Hier wird ein inhaltlicher Bezug auf Jan Böhmermanns satirische Tätigkeit herbeigezwungen, der dem Durchschnittsleser so gar nicht in den Sinn gekommen wäre. Das Bild des Moderators erregt besondere Aufmerksamkeit, weil der Satiriker zu der Zeit gerade wegen seines Schmähgedichts in aller Munde war. Es weckt deswegen die Neugier des Lesers und lenkt damit die Aufmerksamkeit auf den beworbenen Receiver.

Dies ist die übliche Testimonial-Werbung, aber keine inhaltliche Auseinandersetzung mit der künstlerischen Tätigkeit der abgebildeten Person.
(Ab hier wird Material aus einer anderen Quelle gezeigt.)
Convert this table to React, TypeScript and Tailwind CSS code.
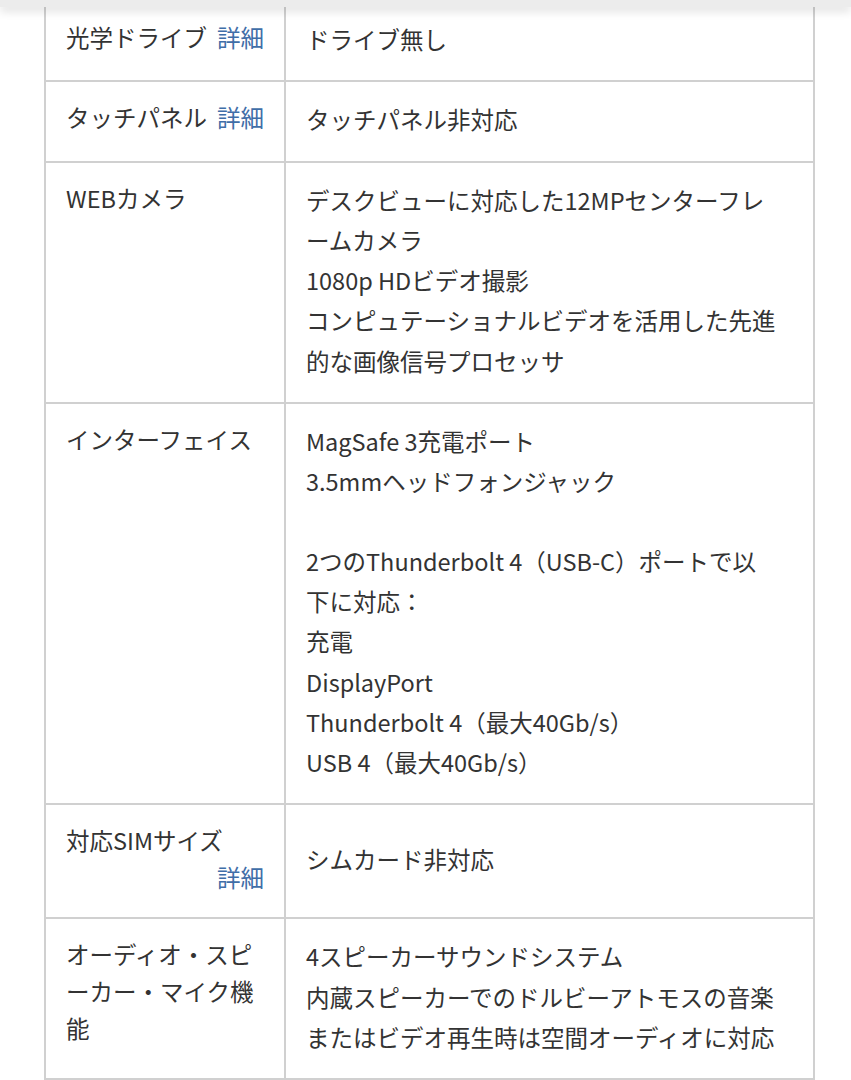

Man kann nicht eine umstrittene Persönlichkeit einfach als Zugpferd einspannen, indem man mit der Werbung gleichzeitig ausdrückt, dass man den Menschen toll findet – das tut letztlich jede Testimonial-Werbung.

Wenn das erlaubt wäre, wäre jeglicher ungefragter Prominentenwerbung Tür und Tor geöffnet, und das wäre weder im Sinne der Betroffenen noch auf der Linie der genannten BGH-Entscheidungen.

Christine Libor ist Fachanwältin für Urheber- und Medienrecht bei FPS Rechtsanwälte in Düsseldorf.